Information provided:
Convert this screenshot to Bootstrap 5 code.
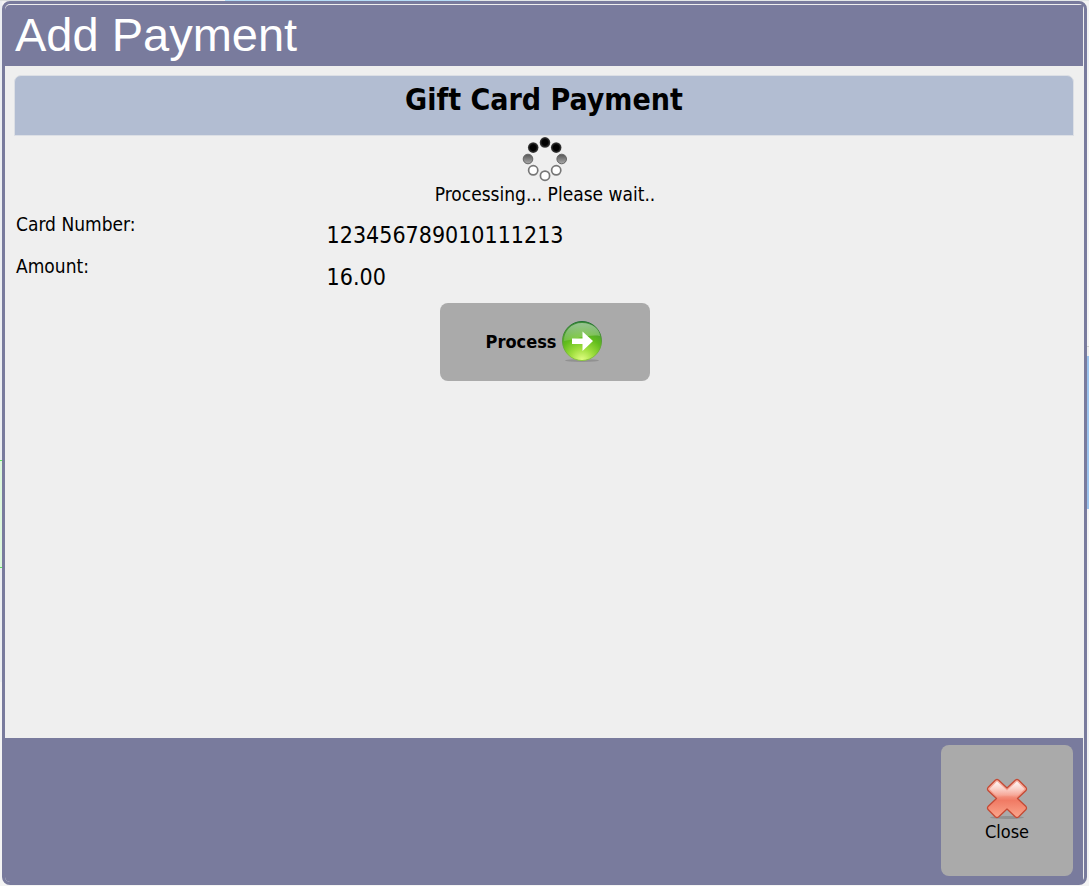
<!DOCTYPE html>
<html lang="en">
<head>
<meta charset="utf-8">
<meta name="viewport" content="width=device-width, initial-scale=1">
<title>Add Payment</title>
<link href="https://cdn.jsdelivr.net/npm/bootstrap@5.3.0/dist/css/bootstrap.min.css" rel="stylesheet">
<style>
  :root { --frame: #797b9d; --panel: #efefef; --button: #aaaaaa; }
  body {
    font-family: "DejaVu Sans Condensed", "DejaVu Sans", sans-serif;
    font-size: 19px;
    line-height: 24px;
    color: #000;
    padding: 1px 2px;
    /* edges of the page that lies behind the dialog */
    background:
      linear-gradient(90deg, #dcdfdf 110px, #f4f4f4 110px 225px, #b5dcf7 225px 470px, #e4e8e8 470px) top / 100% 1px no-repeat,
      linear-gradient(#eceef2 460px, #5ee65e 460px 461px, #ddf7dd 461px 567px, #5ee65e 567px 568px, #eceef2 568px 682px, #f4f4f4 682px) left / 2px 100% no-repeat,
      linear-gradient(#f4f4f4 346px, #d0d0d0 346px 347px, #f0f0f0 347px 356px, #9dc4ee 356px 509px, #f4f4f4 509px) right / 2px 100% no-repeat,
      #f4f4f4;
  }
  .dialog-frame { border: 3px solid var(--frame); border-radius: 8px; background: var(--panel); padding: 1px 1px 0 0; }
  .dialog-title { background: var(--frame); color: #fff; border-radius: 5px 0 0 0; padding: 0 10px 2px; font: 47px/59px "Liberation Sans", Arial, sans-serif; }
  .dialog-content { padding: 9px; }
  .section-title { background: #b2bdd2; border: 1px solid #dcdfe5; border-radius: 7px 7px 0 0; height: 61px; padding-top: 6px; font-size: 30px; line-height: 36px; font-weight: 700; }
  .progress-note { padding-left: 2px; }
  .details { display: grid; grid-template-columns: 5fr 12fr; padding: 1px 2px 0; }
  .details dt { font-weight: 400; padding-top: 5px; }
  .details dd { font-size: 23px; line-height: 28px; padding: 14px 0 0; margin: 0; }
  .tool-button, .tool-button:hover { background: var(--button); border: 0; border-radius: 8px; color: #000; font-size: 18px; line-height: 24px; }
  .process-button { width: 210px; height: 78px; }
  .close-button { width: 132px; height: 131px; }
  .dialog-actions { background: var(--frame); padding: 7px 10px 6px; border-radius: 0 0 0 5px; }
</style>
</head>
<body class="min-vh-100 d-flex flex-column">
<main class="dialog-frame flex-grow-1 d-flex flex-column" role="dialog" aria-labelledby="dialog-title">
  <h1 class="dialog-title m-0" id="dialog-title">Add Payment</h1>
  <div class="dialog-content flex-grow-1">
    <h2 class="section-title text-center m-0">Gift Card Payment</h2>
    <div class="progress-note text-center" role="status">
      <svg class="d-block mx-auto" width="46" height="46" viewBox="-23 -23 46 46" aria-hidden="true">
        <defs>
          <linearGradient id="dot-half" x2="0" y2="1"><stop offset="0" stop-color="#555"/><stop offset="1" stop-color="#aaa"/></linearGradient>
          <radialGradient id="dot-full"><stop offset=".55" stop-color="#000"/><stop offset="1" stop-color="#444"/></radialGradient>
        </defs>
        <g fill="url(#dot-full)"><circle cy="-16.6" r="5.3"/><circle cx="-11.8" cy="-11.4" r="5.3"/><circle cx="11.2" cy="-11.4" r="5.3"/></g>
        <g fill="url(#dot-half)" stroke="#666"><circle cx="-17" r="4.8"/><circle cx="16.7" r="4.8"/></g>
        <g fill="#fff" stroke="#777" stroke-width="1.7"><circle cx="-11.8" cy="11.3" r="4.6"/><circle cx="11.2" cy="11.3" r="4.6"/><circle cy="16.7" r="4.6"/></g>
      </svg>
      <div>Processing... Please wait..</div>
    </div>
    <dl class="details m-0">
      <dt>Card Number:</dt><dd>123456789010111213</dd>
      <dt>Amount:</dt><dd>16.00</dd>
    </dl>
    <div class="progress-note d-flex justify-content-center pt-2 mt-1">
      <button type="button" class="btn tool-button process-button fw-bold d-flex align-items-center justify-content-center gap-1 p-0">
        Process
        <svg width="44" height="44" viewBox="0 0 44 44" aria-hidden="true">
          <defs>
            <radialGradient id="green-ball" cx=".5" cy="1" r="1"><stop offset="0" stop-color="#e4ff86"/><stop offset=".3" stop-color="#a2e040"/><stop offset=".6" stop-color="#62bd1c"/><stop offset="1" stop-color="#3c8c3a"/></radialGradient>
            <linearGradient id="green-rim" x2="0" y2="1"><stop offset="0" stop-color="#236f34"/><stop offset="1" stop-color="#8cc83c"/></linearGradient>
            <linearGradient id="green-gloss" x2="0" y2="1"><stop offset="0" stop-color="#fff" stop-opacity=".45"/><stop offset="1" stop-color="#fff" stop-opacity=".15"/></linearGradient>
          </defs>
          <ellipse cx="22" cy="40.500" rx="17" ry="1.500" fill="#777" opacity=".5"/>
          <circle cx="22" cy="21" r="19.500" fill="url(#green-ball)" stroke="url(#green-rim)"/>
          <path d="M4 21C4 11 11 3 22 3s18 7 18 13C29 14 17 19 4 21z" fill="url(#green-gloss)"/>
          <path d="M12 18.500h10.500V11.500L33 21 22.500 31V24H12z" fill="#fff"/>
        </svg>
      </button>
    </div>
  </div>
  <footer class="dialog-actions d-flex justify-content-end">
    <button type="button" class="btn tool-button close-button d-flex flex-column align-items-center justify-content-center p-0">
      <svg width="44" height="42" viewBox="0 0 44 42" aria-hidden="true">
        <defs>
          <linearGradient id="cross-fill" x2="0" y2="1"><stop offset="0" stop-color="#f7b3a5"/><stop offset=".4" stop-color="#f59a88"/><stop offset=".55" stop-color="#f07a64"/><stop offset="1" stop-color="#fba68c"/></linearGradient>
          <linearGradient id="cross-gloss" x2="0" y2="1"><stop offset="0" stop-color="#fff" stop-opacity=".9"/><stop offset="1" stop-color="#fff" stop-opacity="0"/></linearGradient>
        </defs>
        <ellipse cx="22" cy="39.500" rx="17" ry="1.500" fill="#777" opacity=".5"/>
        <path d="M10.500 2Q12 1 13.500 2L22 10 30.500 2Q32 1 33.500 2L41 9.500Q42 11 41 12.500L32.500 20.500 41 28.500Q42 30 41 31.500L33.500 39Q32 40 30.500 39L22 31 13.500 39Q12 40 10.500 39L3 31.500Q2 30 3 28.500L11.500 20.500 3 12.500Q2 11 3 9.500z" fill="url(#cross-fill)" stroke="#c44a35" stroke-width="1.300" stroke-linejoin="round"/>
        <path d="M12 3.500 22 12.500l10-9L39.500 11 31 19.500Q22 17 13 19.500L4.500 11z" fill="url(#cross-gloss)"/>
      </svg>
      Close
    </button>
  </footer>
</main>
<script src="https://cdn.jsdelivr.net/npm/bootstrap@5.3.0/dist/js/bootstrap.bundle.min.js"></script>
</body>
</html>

Exercise instructions: The material above holds pictures; copy everything else in it exactly.

Result for this task:
Convert this screenshot to Bootstrap 5 code.
<!DOCTYPE html>
<html lang="en">
<head>
<meta charset="utf-8">
<meta name="viewport" content="width=device-width, initial-scale=1">
<title>Add Payment</title>
<link href="https://cdn.jsdelivr.net/npm/bootstrap@5.3.0/dist/css/bootstrap.min.css" rel="stylesheet">
<style>
  :root { --frame: #797b9d; --panel: #efefef; --button: #aaaaaa; }
  body {
    font-family: "DejaVu Sans Condensed", "DejaVu Sans", sans-serif;
    font-size: 19px;
    line-height: 24px;
    color: #000;
    padding: 1px 2px;
    /* edges of the page that lies behind the dialog */
    background:
      linear-gradient(90deg, #dcdfdf 110px, #f4f4f4 110px 225px, #b5dcf7 225px 470px, #e4e8e8 470px) top / 100% 1px no-repeat,
      linear-gradient(#eceef2 460px, #5ee65e 460px 461px, #ddf7dd 461px 567px, #5ee65e 567px 568px, #eceef2 568px 682px, #f4f4f4 682px) left / 2px 100% no-repeat,
      linear-gradient(#f4f4f4 346px, #d0d0d0 346px 347px, #f0f0f0 347px 356px, #9dc4ee 356px 509px, #f4f4f4 509px) right / 2px 100% no-repeat,
      #f4f4f4;
  }
  .dialog-frame { border: 3px solid var(--frame); border-radius: 8px; background: var(--panel); padding: 1px 1px 0 0; }
  .dialog-title { background: var(--frame); color: #fff; border-radius: 5px 0 0 0; padding: 0 10px 2px; font: 47px/59px "Liberation Sans", Arial, sans-serif; }
  .dialog-content { padding: 9px; }
  .section-title { background: #b2bdd2; border: 1px solid #dcdfe5; border-radius: 7px 7px 0 0; height: 61px; padding-top: 6px; font-size: 30px; line-height: 36px; font-weight: 700; }
  .progress-note { padding-left: 2px; }
  .details { display: grid; grid-template-columns: 5fr 12fr; padding: 1px 2px 0; }
  .details dt { font-weight: 400; padding-top: 5px; }
  .details dd { font-size: 23px; line-height: 28px; padding: 14px 0 0; margin: 0; }
  .tool-button, .tool-button:hover { background: var(--button); border: 0; border-radius: 8px; color: #000; font-size: 18px; line-height: 24px; }
  .process-button { width: 210px; height: 78px; }
  .close-button { width: 132px; height: 131px; }
  .dialog-actions { background: var(--frame); padding: 7px 10px 6px; border-radius: 0 0 0 5px; }
</style>
</head>
<body class="min-vh-100 d-flex flex-column">
<main class="dialog-frame flex-grow-1 d-flex flex-column" role="dialog" aria-labelledby="dialog-title">
  <h1 class="dialog-title m-0" id="dialog-title">Add Payment</h1>
  <div class="dialog-content flex-grow-1">
    <h2 class="section-title text-center m-0">Gift Card Payment</h2>
    <div class="progress-note text-center" role="status">
      <svg class="d-block mx-auto" width="46" height="46" viewBox="-23 -23 46 46" aria-hidden="true">
        <defs>
          <linearGradient id="dot-half" x2="0" y2="1"><stop offset="0" stop-color="#555"/><stop offset="1" stop-color="#aaa"/></linearGradient>
          <radialGradient id="dot-full"><stop offset=".55" stop-color="#000"/><stop offset="1" stop-color="#444"/></radialGradient>
        </defs>
        <g fill="url(#dot-full)"><circle cy="-16.6" r="5.3"/><circle cx="-11.8" cy="-11.4" r="5.3"/><circle cx="11.2" cy="-11.4" r="5.3"/></g>
        <g fill="url(#dot-half)" stroke="#666"><circle cx="-17" r="4.8"/><circle cx="16.7" r="4.8"/></g>
        <g fill="#fff" stroke="#777" stroke-width="1.7"><circle cx="-11.8" cy="11.3" r="4.6"/><circle cx="11.2" cy="11.3" r="4.6"/><circle cy="16.7" r="4.6"/></g>
      </svg>
      <div>Processing... Please wait..</div>
    </div>
    <dl class="details m-0">
      <dt>Card Number:</dt><dd>123456789010111213</dd>
      <dt>Amount:</dt><dd>16.00</dd>
    </dl>
    <div class="progress-note d-flex justify-content-center pt-2 mt-1">
      <button type="button" class="btn tool-button process-button fw-bold d-flex align-items-center justify-content-center gap-1 p-0">
        Process
        <svg width="44" height="44" viewBox="0 0 44 44" aria-hidden="true">
          <defs>
            <radialGradient id="green-ball" cx=".5" cy="1" r="1"><stop offset="0" stop-color="#e4ff86"/><stop offset=".3" stop-color="#a2e040"/><stop offset=".6" stop-color="#62bd1c"/><stop offset="1" stop-color="#3c8c3a"/></radialGradient>
            <linearGradient id="green-rim" x2="0" y2="1"><stop offset="0" stop-color="#236f34"/><stop offset="1" stop-color="#8cc83c"/></linearGradient>
            <linearGradient id="green-gloss" x2="0" y2="1"><stop offset="0" stop-color="#fff" stop-opacity=".45"/><stop offset="1" stop-color="#fff" stop-opacity=".15"/></linearGradient>
          </defs>
          <ellipse cx="22" cy="40.500" rx="17" ry="1.500" fill="#777" opacity=".5"/>
          <circle cx="22" cy="21" r="19.500" fill="url(#green-ball)" stroke="url(#green-rim)"/>
          <path d="M4 21C4 11 11 3 22 3s18 7 18 13C29 14 17 19 4 21z" fill="url(#green-gloss)"/>
          <path d="M12 18.500h10.500V11.500L33 21 22.500 31V24H12z" fill="#fff"/>
        </svg>
      </button>
    </div>
  </div>
  <footer class="dialog-actions d-flex justify-content-end">
    <button type="button" class="btn tool-button close-button d-flex flex-column align-items-center justify-content-center p-0">
      <svg width="44" height="42" viewBox="0 0 44 42" aria-hidden="true">
        <defs>
          <linearGradient id="cross-fill" x2="0" y2="1"><stop offset="0" stop-color="#f7b3a5"/><stop offset=".4" stop-color="#f59a88"/><stop offset=".55" stop-color="#f07a64"/><stop offset="1" stop-color="#fba68c"/></linearGradient>
          <linearGradient id="cross-gloss" x2="0" y2="1"><stop offset="0" stop-color="#fff" stop-opacity=".9"/><stop offset="1" stop-color="#fff" stop-opacity="0"/></linearGradient>
        </defs>
        <ellipse cx="22" cy="39.500" rx="17" ry="1.500" fill="#777" opacity=".5"/>
        <path d="M10.500 2Q12 1 13.500 2L22 10 30.500 2Q32 1 33.500 2L41 9.500Q42 11 41 12.500L32.500 20.500 41 28.500Q42 30 41 31.500L33.500 39Q32 40 30.500 39L22 31 13.500 39Q12 40 10.500 39L3 31.500Q2 30 3 28.500L11.500 20.500 3 12.500Q2 11 3 9.500z" fill="url(#cross-fill)" stroke="#c44a35" stroke-width="1.300" stroke-linejoin="round"/>
        <path d="M12 3.500 22 12.500l10-9L39.500 11 31 19.500Q22 17 13 19.500L4.500 11z" fill="url(#cross-gloss)"/>
      </svg>
      Close
    </button>
  </footer>
</main>
<script src="https://cdn.jsdelivr.net/npm/bootstrap@5.3.0/dist/js/bootstrap.bundle.min.js"></script>
</body>
</html>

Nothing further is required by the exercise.